The full retry implementation in curl, Python, Node.js, and PHP is covered in the PDF API Error Handling Guide.

Checklist

Retryable vs. non-retryable errors are classified
Exponential backoff with jitter is implemented
Max retry count and max wait time are capped
Alerts fire when max retries are exhausted
Request IDs are logged for traceability

4. Monitoring and Alerting

The goal is to detect problems before users report them. This requires tracking the right metrics and setting actionable alert thresholds.

Key Metrics to Track

Metric	Warning Threshold	Critical Threshold
PDF generation failure rate	> 1%	> 5%
p50 response time	> 5s	> 15s
p99 response time	> 30s	> 60s
Retry rate (per minute)	> 10%	> 30%
`RateLimit-Remaining`	< 30%	< 10%

Sending Metrics to Datadog

import time
import functools
from datadog import statsd

def track_pdf_generation(func):
    """Decorator that auto-collects PDF generation metrics."""
    @functools.wraps(func)
    def wrapper(*args, **kwargs):
        start = time.perf_counter()
        tags = ['service:pdf-generator', 'env:production']

        try:
            result = func(*args, **kwargs)
            duration_ms = (time.perf_counter() - start) * 1000

            statsd.histogram('pdf.generation.duration_ms', duration_ms, tags=tags)
            statsd.increment('pdf.generation.success', tags=tags)
            return result

        except Exception as e:
            duration_ms = (time.perf_counter() - start) * 1000
            error_tags = tags + [f'error_type:{type(e).__name__}']

            statsd.histogram('pdf.generation.duration_ms', duration_ms, tags=error_tags)
            statsd.increment('pdf.generation.failure', tags=error_tags)
            raise

    return wrapper

@track_pdf_generation
def generate_invoice_pdf(customer_data):
    import requests, os
    response = requests.post(
        'https://pdf.funbrew.cloud/api/v1/pdf/generate',
        headers={'X-API-Key': os.environ['FUNBREW_PDF_API_KEY']},
        json={'html': build_invoice_html(customer_data)},
        timeout=120,
    )
    response.raise_for_status()
    return response.content

Combining Monitoring with Webhooks

Webhook integration lets the API push completion and failure events to your server rather than polling.

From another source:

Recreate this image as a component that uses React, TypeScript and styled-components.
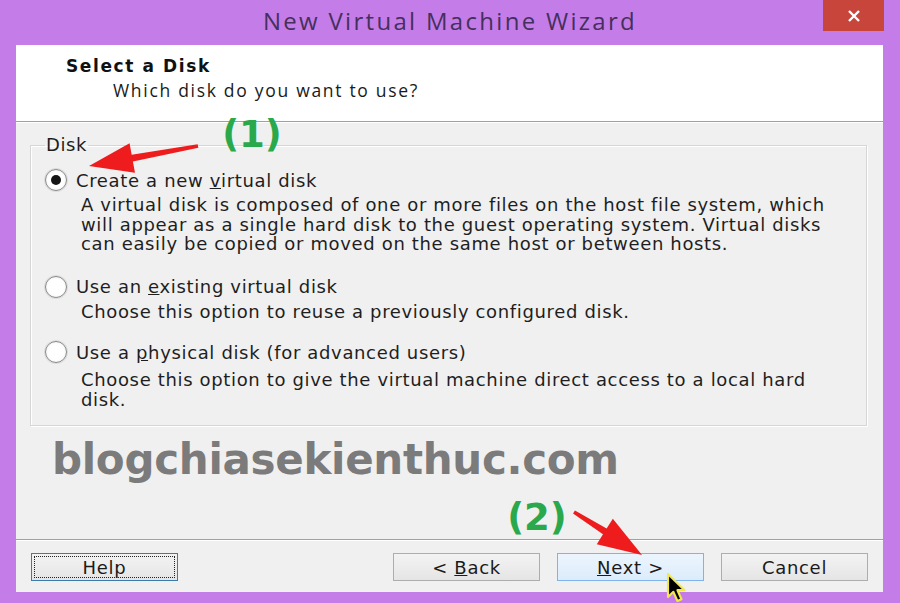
import React from "react";
import styled, { createGlobalStyle } from "styled-components";

const Global = createGlobalStyle`
  html, body { margin: 0; padding: 0; background: #c47de8; }
  #root { width: 900px; height: 603px; }
`;

const Window = styled.div`
  position: relative;
  width: 900px;
  height: 603px;
  background: #c47de8;
  display: flex;
  flex-direction: column;
  overflow: hidden;
  font-family: "DejaVu Sans", Verdana, sans-serif;
  color: #1e1e1e;
`;

const TitleBar = styled.div`
  height: 45px;
  display: grid;
  grid-template-columns: 1fr auto 1fr;
  align-items: start;
`;

const Title = styled.div`
  grid-column: 2;
  padding-top: 5px;
  font-family: "Open Sans", "Noto Sans", sans-serif;
  font-size: 24px;
  line-height: 32px;
  color: #45305c;
  letter-spacing: 2.3px;
`;

const CloseButton = styled.div`
  grid-column: 3;
  justify-self: end;
  margin-right: 16px;
  width: 61px;
  height: 31px;
  background: #c8453c;
  display: flex;
  align-items: center;
  justify-content: center;
`;

const Client = styled.div`
  flex: 1;
  margin: 0 17px 11px 16px;
  background: #f0f0f0;
  display: flex;
  flex-direction: column;
`;

const Header = styled.div`
  height: 77px;
  background: #ffffff;
  border-bottom: 1px solid #a0a0a0;
  box-sizing: border-box;
  padding: 10px 0 0 50px;
`;

const HeaderTitle = styled.div`
  font-weight: bold;
  font-size: 17px;
  line-height: 22px;
  letter-spacing: 1.6px;
  color: #111;
`;

const HeaderSub = styled.div`
  font-family: "Open Sans", "Noto Sans", sans-serif;
  font-size: 17.5px;
  line-height: 22px;
  letter-spacing: 1.7px;
  margin: 2px 0 0 47px;
  color: #1a1a1a;
`;

const Body = styled.div`
  flex: 1;
  padding: 13px 16px 0 14px;
  display: flex;
  flex-direction: column;
  box-shadow: inset 0 1px 0 #ffffff;
`;

const GroupBox = styled.fieldset`
  margin: 0;
  padding: 0 22px 16px 14px;
  border: 1px solid #d6d6d6;
  box-shadow: inset 1px 1px 0 #ffffff, 1px 1px 0 #ffffff;
  min-width: 0;
`;

const Legend = styled.legend`
  margin-left: 0;
  padding: 0 1px;
  font-size: 18px;
  line-height: 20px;
  letter-spacing: 0.6px;
  color: #1e1e1e;
`;

const Option = styled.div<{ $gap: number }>`
  margin-top: ${(p) => p.$gap}px;
`;

const OptionRow = styled.div`
  display: flex;
  align-items: center;
  height: 22px;
  gap: 9px;
  font-size: 18px;
  letter-spacing: 0.65px;
`;

const Radio = styled.span<{ $checked?: boolean }>`
  width: 20px;
  height: 20px;
  border-radius: 50%;
  border: 1px solid #8a8a8a;
  background: radial-gradient(circle, #ffffff 55%, #e4e4e4 100%);
  box-shadow: 0 0 0 1px #dcdcdc;
  display: flex;
  align-items: center;
  justify-content: center;
  flex-shrink: 0;
  &::after {
    content: "";
    width: 10px;
    height: 10px;
    border-radius: 50%;
    background: ${(p) => (p.$checked ? "#151515" : "transparent")};
  }
`;

const Desc = styled.div<{ $top: number }>`
  margin: ${(p) => p.$top}px 0 0 36px;
  font-size: 18px;
  line-height: 19.5px;
  letter-spacing: 0.65px;
  color: #1e1e1e;
`;

const Watermark = styled.div`
  margin: 8px 0 0 22px;
  font-family: "DejaVu Sans", sans-serif;
  font-weight: bold;
  font-size: 42px;
  line-height: 52px;
  color: #7b7b7b;
  letter-spacing: -0.3px;
`;

const Footer = styled.div`
  height: 53px;
  box-sizing: border-box;
  border-top: 1px solid #a0a0a0;
  box-shadow: inset 0 1px 0 #ffffff;
  padding: 13px 15px 0 15px;
  display: flex;
  gap: 17px;
`;

const Spacer = styled.div`
  flex: 1;
`;

const Button = styled.div<{ $variant?: "focus" | "hot" }>`
  position: relative;
  width: 147px;
  height: 28px;
  box-sizing: border-box;
  display: flex;
  align-items: center;
  justify-content: center;
  font-size: 18px;
  letter-spacing: 0.7px;
  color: #1a1a1a;
  border: 1px solid
    ${(p) => (p.$variant === "focus" ? "#3d7bad" : p.$variant === "hot" ? "#7eb4ea" : "#adadad")};
  background: ${(p) =>
    p.$variant === "hot"
      ? "linear-gradient(#ecf5fd, #dcecfc)"
      : "linear-gradient(#f3f3f3, #e5e5e5)"};
  &::before {
    content: "";
    display: ${(p) => (p.$variant === "focus" ? "block" : "none")};
    position: absolute;
    inset: 2px;
    border: 1px dotted #222;
  }
`;

const Overlay = styled.svg`
  position: absolute;
  left: 0;
  top: 0;
  pointer-events: none;
`;

function arrowPoints(L: number, h: number, w: number) {
  return `0,-1.8 ${L - h},-3.4 ${L - h},-${w} ${L},0 ${L - h},${w} ${L - h},3.4 0,1.8`;
}

function Arrow({ x1, y1, x2, y2 }: { x1: number; y1: number; x2: number; y2: number }) {
  const dx = x2 - x1;
  const dy = y2 - y1;
  const L = Math.hypot(dx, dy);
  const a = (Math.atan2(dy, dx) * 180) / Math.PI;
  return (
    <polygon
      points={arrowPoints(L, 44, 15)}
      fill="#ee1c1c"
      transform={`translate(${x1} ${y1}) rotate(${a})`}
    />
  );
}

export default function App() {
  return (
    <>
      <Global />
      <Window>
        <TitleBar>
          <Title>New Virtual Machine Wizard</Title>
          <CloseButton>
            <svg width="14" height="12" viewBox="0 0 14 12">
              <path d="M2 1 L12 11 M12 1 L2 11" stroke="#ffffff" strokeWidth="2.4" />
            </svg>
          </CloseButton>
        </TitleBar>
        <Client>
          <Header>
            <HeaderTitle>Select a Disk</HeaderTitle>
            <HeaderSub>Which disk do you want to use?</HeaderSub>
          </Header>
          <Body>
            <GroupBox>
              <Legend>Disk</Legend>
              <Option $gap={14}>
                <OptionRow>
                  <Radio $checked />
                  <span>
                    Create a new <u>v</u>irtual disk
                  </span>
                </OptionRow>
                <Desc $top={4}>
                  A virtual disk is composed of one or more files on the host file system, which
                  will appear as a single hard disk to the guest operating system. Virtual disks
                  can easily be copied or moved on the same host or between hosts.
                </Desc>
              </Option>
              <Option $gap={22}>
                <OptionRow>
                  <Radio />
                  <span>
                    Use an <u>e</u>xisting virtual disk
                  </span>
                </OptionRow>
                <Desc $top={4}>Choose this option to reuse a previously configured disk.</Desc>
              </Option>
              <Option $gap={20}>
                <OptionRow>
                  <Radio />
                  <span>
                    Use a <u>p</u>hysical disk (for advanced users)
                  </span>
                </OptionRow>
                <Desc $top={7}>
                  Choose this option to give the virtual machine direct access to a local hard
                  disk.
                </Desc>
              </Option>
            </GroupBox>
            <Watermark>blogchiasekienthuc.com</Watermark>
          </Body>
          <Footer>
            <Button $variant="focus">Help</Button>
            <Spacer />
            <Button>
              <span>
                &lt; <u>B</u>ack
              </span>
            </Button>
            <Button $variant="hot">
              <span>
                <u>N</u>ext &gt;
              </span>
            </Button>
            <Button>Cancel</Button>
          </Footer>
        </Client>
        <Overlay width="900" height="603" viewBox="0 0 900 603">
          <Arrow x1={198} y1={146} x2={89} y2={166} />
          <Arrow x1={574} y1={512} x2={642} y2={555} />
          <text
            x="252"
            y="147"
            textAnchor="middle"
            fontFamily="DejaVu Sans, sans-serif"
            fontWeight="bold"
            fontSize="37"
            fill="#2aa84c"
          >
            (1)
          </text>
          <text
            x="537"
            y="530"
            textAnchor="middle"
            fontFamily="DejaVu Sans, sans-serif"
            fontWeight="bold"
            fontSize="37"
            fill="#2aa84c"
          >
            (2)
          </text>
          <g transform="translate(668 574) scale(1.35)">
            <path
              d="M0 0 L0 17 L4 13.2 L7 20 L10 18.7 L7 12 L12.3 12 Z"
              fill="#000"
              stroke="#f3e84a"
              strokeWidth="1.6"
              strokeLinejoin="round"
            />
          </g>
        </Overlay>
      </Window>
    </>
  );
}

This simplifies async job tracking.

{
  "event": "pdf.generation.failed",
  "job_id": "job_abc123",
  "timestamp": "2026-04-01T12:00:00Z",
  "error": {
    "code": "RENDER_TIMEOUT",
    "message": "Rendering exceeded 60 seconds",
    "html_size_bytes": 245120
  }
}

Prometheus Alert Rules

groups:
  - name: pdf-api
    rules:
      - alert: PdfGenerationHighFailureRate
        expr: |
          rate(pdf_generation_failure_total[5m]) /
          rate(pdf_generation_total[5m]) > 0.05
        for: 2m
        labels:
          severity: critical
        annotations:
          summary: "PDF generation failure rate exceeds 5%"
          description: "Failure rate over last 5m: {{ $value | humanizePercentage }}"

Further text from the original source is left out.